Bitcoin financial firms outline $3 trillion opportunity in BTC-backed digital credit at Consensus

3 trillion dollars. That’s the extent of the opportunity bitcoin CFOs see in digital credit, a fast-growing class of bitcoin-backed debt instruments designed to generate returns on bitcoin holdings.

The market has already grown to about $10 billion in less than a year, participants say.

“What we’re seeing with digital credit right now is exponential adoption,” said Matt Cole, Chairman and CEO of Strive, during a panel discussion at the ongoing Consensus Miami on the evolution of Bitcoin Treasury companies.

“We’re only about $10 billion in adoption in less than a year, and after the launch of Strive and outside of the bitcoin ETFs, it’s the second fastest product launch in capital markets history.”

Cole added that the global credit market is worth $300 trillion, and bitcoin-backed credit capturing 1% of that would represent $3 trillion in demand. “I don’t think it’s crazy,” he said.

Digital credit is a new type of income-generating security backed by bitcoin, designed to let investors earn returns while reducing exposure to bitcoin’s price fluctuations.

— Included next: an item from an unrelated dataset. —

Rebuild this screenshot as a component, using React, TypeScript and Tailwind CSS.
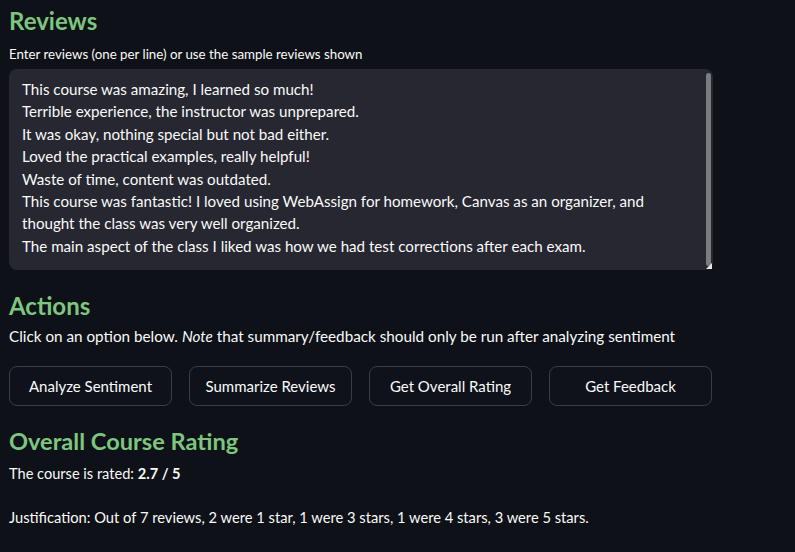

The concept borrows from traditional credit markets, but instead of being backed by a company’s revenue or cash flow, the debt backed by bitcoin is held on the balance sheet.

These instruments are typically structured as perpetual preferred shares, meaning they pay a regular rate of return with no fixed repayment date. Strategy, the world’s largest publicly traded bitcoin holding company, pioneered the category last year and paved the way for others. Strive was the second public issuer of digital credit with a product called SATA.

Strive is not the only one optimistic about digital credit. In the same panel, Katherine Dowling, president of the Bitcoin Standard Treasury Company, which is preparing to bring about 30,000 bitcoin on its balance sheet, said her company is actively looking at digital credit as the next step.

“We will also look at digital credit,” Dowling said. “I think it’s hugely important.” She noted that her company’s CIO brings a structured financial background to evaluating these products, and that the company will look at different product offerings to meet different people’s needs.

“So you have to strike that balance and listen to what the market wants and also see what the market can bear and offer you,” she said.

Amanda Fabiano, COO of Nakamoto, said her company saw the structured credit trend early and built a fund on top of it, giving institutional investors access to digital credit in a package that works for everyone, including those who can’t buy the instruments outright.

Nakamoto does not have its own preferred stock product and is still considering whether it makes sense given its structure as an operating company with a treasury underneath, she explained.

“I think there will be additional treasury companies issuing these and we will assess which ones go into the fund and which ones don’t,” Fabiano said. Early this year, Nakamoto bought BTC Inc. and UTXO Management, a firm that manages Bitcoin investments and advisory for 210k Capital, LP.

Speaking of additional treasury companies entering the space, Kwasi Kwarteng, executive chairman of Stack and former UK Chancellor of the Exchequer, said the scope for growth is huge. There are about 200 bitcoin treasury companies, he said, citing Blockstream CEO Adam Back, compared to 5,000 banks in the US alone.

“If bitcoin becomes a global financial currency, which I think it will, there is room for many more bitcoin finance companies,” he said, framing the digital credit option in the panel’s starkest terms.

“It’s a binary choice,” Kwarteng said. “Either you think bitcoin is going to the moon, or you think it’s a Ponzi scheme. There’s no middle ground.”

For those in the first camp, the prize is not incremental.

Kwarteng explained that one percent of the $300 trillion global credit market would represent about $3 trillion, nearly double bitcoin’s current market cap of about $2 trillion.

“You’re going to have digital credit, you’re going to have the full spectrum of possibilities. You’re essentially going to create or recreate the financial system, the global financial system, based on bitcoin,” he noted.